American Poetry Center was founded in 1983 to bring the Spoken Word to a wide range of audiences. All programs were created, developed and implemented by Margaret Chew Barringer, under the auspices of the Pennsylvania Council on the Arts. For its first decade, Jerome J. Shestack, Esq. chaired the non-profit organization. In 2005, the organization legally changed its name to American INSIGHT as it prepared to reach new audiences through the latest advances in all-digital historic archival research, video production techniques, and Internet-based delivery systems.

== Poetry Month ==
American Poetry Center (APC) developed, coordinated and promoted a month-long statewide annual celebration of the Literary Arts across Pennsylvania for over a decade. The festival featured over 1,500 poets and writers at over 900 events in more than 100 cities across the state. Poetry Month has now become National Poetry Month coordinated by the Academy of American Poets in New York.

== Symposia ==
American Poetry Center produced annual symposia in Philadelphia that attracted national and international media attention, including substantial coverage in all regional newspapers, The New York Times and Radio Free Europe. Participating writers included E.L. Doctorow, Edward Albee, Joseph Brodsky, Susan Sontag, Galway Kinnell, Allen Ginsberg, Grace Paley, Etheridge Knight, Gerald Stern, Czeslaw Milosz, R.D. Laing, Amiri Baraka, Robert Bly, Dennis Brutus, John Ciardi, Marge Piercy, Amy Clampitt, Joyce Carol Oates, Robert Hass, Stanley Kunitz, Cynthia Ozick, Donald Hall and Yevgeny Yevtushenko.
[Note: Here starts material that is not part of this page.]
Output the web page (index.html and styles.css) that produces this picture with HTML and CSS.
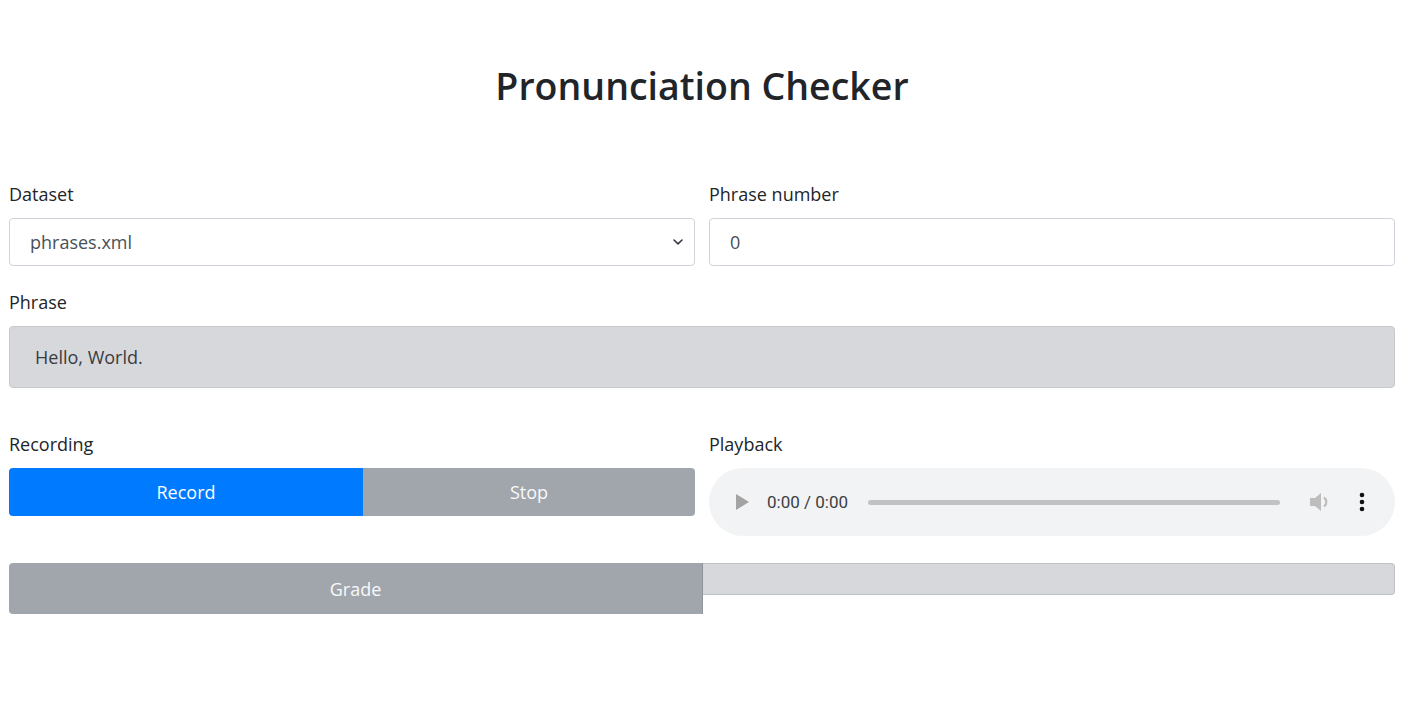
FILE: index.html
```html
<!DOCTYPE html>
<html lang="en">
<head>
<meta charset="utf-8">
<title>Pronunciation Checker</title>
<link rel="stylesheet" href="styles.css">
</head>
<body>
<div class="page">
  <h1 class="title">Pronunciation Checker</h1>

  <div class="row row-top">
    <div class="field">
      <label class="label">Dataset</label>
      <div class="select">
        <span class="select-text">phrases.xml</span>
        <svg class="chevron" width="12" height="8" viewBox="0 0 12 8"><path d="M2 2 L6 5.8 L10 2" fill="none" stroke="#343a40" stroke-width="1.6" stroke-linecap="round" stroke-linejoin="round"/></svg>
      </div>
    </div>
    <div class="field">
      <label class="label">Phrase number</label>
      <div class="input"><span class="input-text">0</span></div>
    </div>
  </div>

  <div class="field phrase-field">
    <label class="label">Phrase</label>
    <div class="phrase">Hello, World.</div>
  </div>

  <div class="row row-rec">
    <div class="field">
      <label class="label">Recording</label>
      <div class="btn-group">
        <button class="btn btn-record">Record</button>
        <button class="btn btn-stop">Stop</button>
      </div>
    </div>
    <div class="field">
      <label class="label">Playback</label>
      <div class="audio">
        <svg class="play" width="13" height="16" viewBox="0 0 13 16"><path d="M0 0 L13 8 L0 16 Z" fill="#a3a3a3"/></svg>
        <span class="time">0:00 / 0:00</span>
        <div class="track"></div>
        <svg class="vol" width="22" height="20" viewBox="0 0 22 20"><path d="M0 6 H5 L11 1 V19 L5 14 H0 Z" fill="#bdbdbd"/><path d="M14 5.5 A5.5 5.5 0 0 1 14 14.5" fill="none" stroke="#bdbdbd" stroke-width="2.2"/></svg>
        <svg class="dots" width="6" height="20" viewBox="0 0 6 20"><circle cx="3" cy="3" r="2.3" fill="#111"/><circle cx="3" cy="10" r="2.3" fill="#111"/><circle cx="3" cy="17" r="2.3" fill="#111"/></svg>
      </div>
    </div>
  </div>

  <div class="grade-row">
    <button class="btn btn-grade">Grade</button>
    <div class="progress"></div>
  </div>
</div>
</body>
</html>
```

FILE: styles.css
```css
html, body {
  margin: 0;
  padding: 0;
  background: #ffffff;
}

body {
  font-family: "Open Sans", "Noto Sans", "Liberation Sans", sans-serif;
  color: #212529;
}

.page {
  width: 1386px;
  margin-left: 9px;
}

.title {
  margin: 0;
  padding-top: 63px;
  font-size: 37.5px;
  line-height: 46px;
  font-weight: 600;
  text-align: center;
  color: #212529;
}

.row {
  display: grid;
  grid-template-columns: 1fr 1fr;
  column-gap: 14px;
}

.row-top {
  margin-top: 71px;
}

.field {
  display: flex;
  flex-direction: column;
}

.label {
  font-size: 18px;
  line-height: 28px;
  margin-bottom: 10px;
  color: #212529;
}

.select, .input {
  box-sizing: border-box;
  height: 48px;
  border: 1px solid #ced4da;
  border-radius: 4px;
  display: flex;
  align-items: center;
  padding: 0 10px 0 20px;
  font-size: 18px;
  color: #495057;
}

.select-text, .input-text {
  flex: 1;
}

.phrase-field {
  margin-top: 22px;
}

.phrase {
  box-sizing: border-box;
  height: 62px;
  background: #d6d8db;
  border: 1px solid #c6c8ca;
  border-radius: 4px;
  padding: 0 25px;
  display: flex;
  align-items: center;
  font-size: 18px;
  color: #383d41;
}

.row-rec {
  margin-top: 42px;
  align-items: start;
}

.btn-group {
  display: flex;
  height: 48px;
}

.btn {
  border: none;
  margin: 0;
  font-family: "Open Sans", "Noto Sans", "Liberation Sans", sans-serif;
  font-size: 18px;
  color: #ffffff;
  cursor: pointer;
}

.btn-record {
  flex: 0 0 354px;
  background: #007bff;
  border-radius: 4px 0 0 4px;
}

.btn-stop {
  flex: 1;
  background: #a1a6ad;
  border-radius: 0 4px 4px 0;
  color: #f8f9fa;
}

.audio {
  box-sizing: border-box;
  height: 68px;
  background: #f1f3f4;
  border-radius: 34px;
  display: flex;
  align-items: center;
  padding: 0 30px 0 27px;
}

.play {
  flex: none;
}

.time {
  margin-left: 18px;
  font-family: Roboto, "Open Sans", sans-serif;
  font-size: 17px;
  color: #3c4043;
  white-space: nowrap;
}

.track {
  flex: 1;
  height: 5px;
  border-radius: 3px;
  background: #c2c2c2;
  margin: 0 30px 0 20px;
}

.vol {
  flex: none;
  margin-right: 27px;
}

.dots {
  flex: none;
}

.grade-row {
  display: grid;
  grid-template-columns: 694px 1fr;
  margin-top: 27px;
  align-items: start;
}

.btn-grade {
  height: 51px;
  background: #a1a6ad;
  color: #f8f9fa;
  border-radius: 4px 0 0 4px;
  border-right: 1px solid #8e949a;
}

.progress {
  box-sizing: border-box;
  height: 32px;
  background: #d6d8db;
  border: 1px solid #bfc2c6;
  border-left: none;
  border-radius: 0 4px 4px 0;
}
```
== Soviet Writers Union Exchange ==
APC initiated a six-year cultural exchange program through a Reciprocal Exchange Agreement with the USSR Union of Writers. Over 100 poets, editors, scholars, and students from Russia and the United States participated in this first-ever exchange, including poets Richard Wilbur, John Ashbery, Yevgeny Yevtushenko and Andrei Voznesensky. Special receptions and readings were regularly held at the United States Embassies in Moscow and St. Petersburg, the Governor's Mansion in Harrisburg and the National Press Club in Washington, DC.

== The Spoken Word ==
APC sponsored dozens of poetry readings in Philadelphia featuring personal appearances by such notable figures as Russia's Andrei Voznesensky, Noble Laureates Czeslaw Milosz and Derek Walcott and Canada's Gaston Miron.

== Pennsylvania Writers Collection ==
Created in conjunction with the Pennsylvania Council on the Arts, the collection stocked over 300 titles by Pennsylvania poets and writers. American Poetry Center also distributed 25,000 free, bi-annual Literary Network Newsletters with book reviews, calendar of literary events and featured articles on publishing and fundraising for literary artists to universities, community centers and libraries across the state.

== Literary Arts Hotline ==
American Poetry Center coordinated this statewide, toll-free cultural resource (1-800-ALLMUSE) for the Pennsylvania Council on the Arts annually fielding thousands of calls from across the Commonwealth on literary events listings, book titles and resources available to poets and writers in the state of Pennsylvania

== Young Voices of Pennsylvania ==
A statewide poetry contest for schoolchildren, presented in collaboration with the Pennsylvania state library system and the Pennsylvania Department of Education. Judged annually by school teachers, librarians and nationally known poets, over 50,000 children participated in the Young Voices Poetry Contest, news of which reached millions of people per year through extensive media coverage.

== Great Voices of Poetry Extravaganza ==
An annual theatrical event featuring winners of the statewide Young Voices Poetry Contest and other award-winning Pennsylvania school students who shared the stage with Philadelphia corporate CEOs, government officials, artists, athletes, reporters and media moguls, all delivering their favorite poems.